Science Years 2010–2013
EPFL Researchers in microgravity with their bubbles
A team of researchers from EPFL, Oxford University and Max-Planck Institute participated last week to the 53rd European Space Agency (ESA) Parabolic Flight Campaign. They chased the effects of gravitational forces on the very last stages of the collapse of a short-lived vapor bubble in a liquid, a phenomenon still poorly understood and responsible for severe erosion in a variety of industrial. The experiment was developed at EPFL Laboratory for Hydraulic Machines with the support of the EPFL Space Center and the Swiss National Science Foundation.
Twice per year the European Space Agency organizes microgravity research campaign onboard the ‘Airbus A300 ZERO-G’, a specially-equipped aircraft that reproduces weightlessness conditions by flying a sequence of free-fall parabolic maneuvers. Around ten different experiments may be run at the same time.
Following their successful participation at two ESA parabolic flight campaigns in 2005 and 2006, the team flew once more with a novel experiment, to investigate the effects of gravity on the growth and collapse of cavitation bubbles. The occurrence of such cavities is a common phenomenon in hydraulic machinery. The cavitation erosion is known to be due to liquid jets and shockwaves emitted at the last stage of a bubble collapse. The magnitude of these processes depends on the sphericity of the collapsing bubble, which is dictated by the geometry of surrounding boundaries. The gravity vector itself also contributes to such a symmetry breaking; however, its role in the collapse of cavitation bubbles has been ignored so far.
To assess the influence of gravity, a specific experiment was designed and assembled at LMH to generate the most spherical cavitation bubble ever created, so that gravity is by far the major perturbation on its collapse. A special focus was put in minimizing all sources of asymmetry by using a parabolic mirror to focus the energy of a high-power pulsed laser into a small plasma point within a large water volume. They clearly observed gravity-induced geometrical perturbations on the very end of the bubble lifetime, and directly visualized the emission of shock waves and luminescence following the collapse. Unprecedented data were collected during a total of 96 parabolas. These data are now analyzed and will be published soon.
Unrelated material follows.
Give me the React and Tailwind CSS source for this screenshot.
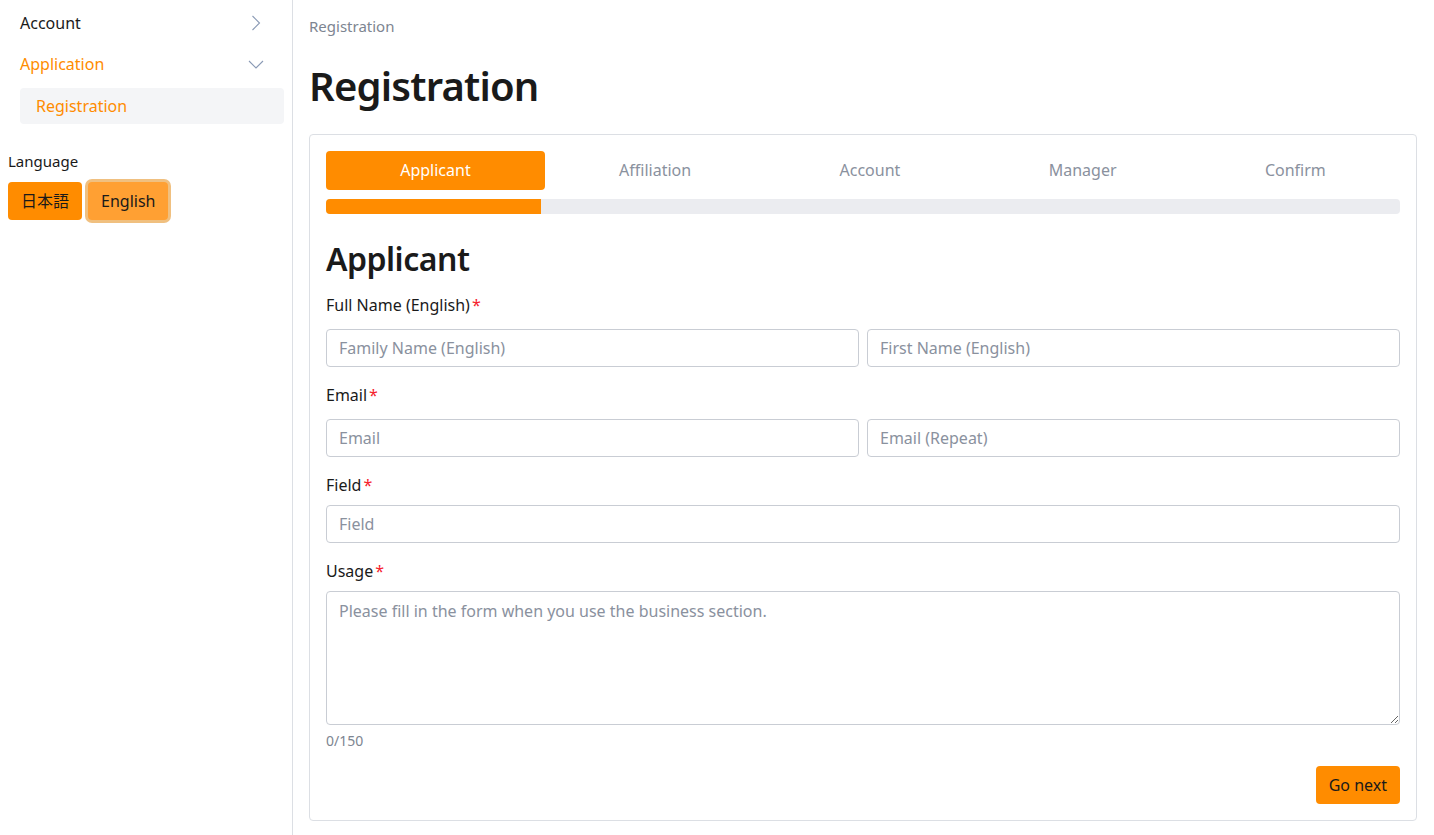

It should be noticed that the present project was initiated in 2005 at LMH laboratory by the “Flash and Splash” team, made of 4 talented EPFL students (D. Obreschkow, Ph. Kobel, N. Dorzas and A. Debosset), led by Dr. Farhat, who investigated the dynamic of a cavitation bubble within a water drop in the frame of ESA Student Parabolic Flight Campaign. The project gained such a momentum that five years after, the team reinforced by a new PhD student (M. Tinguely), is willing to pursue this exciting adventure with more investigations on bubble dynamics under microgravity. It is also expected to involve more students and laboratories in the project.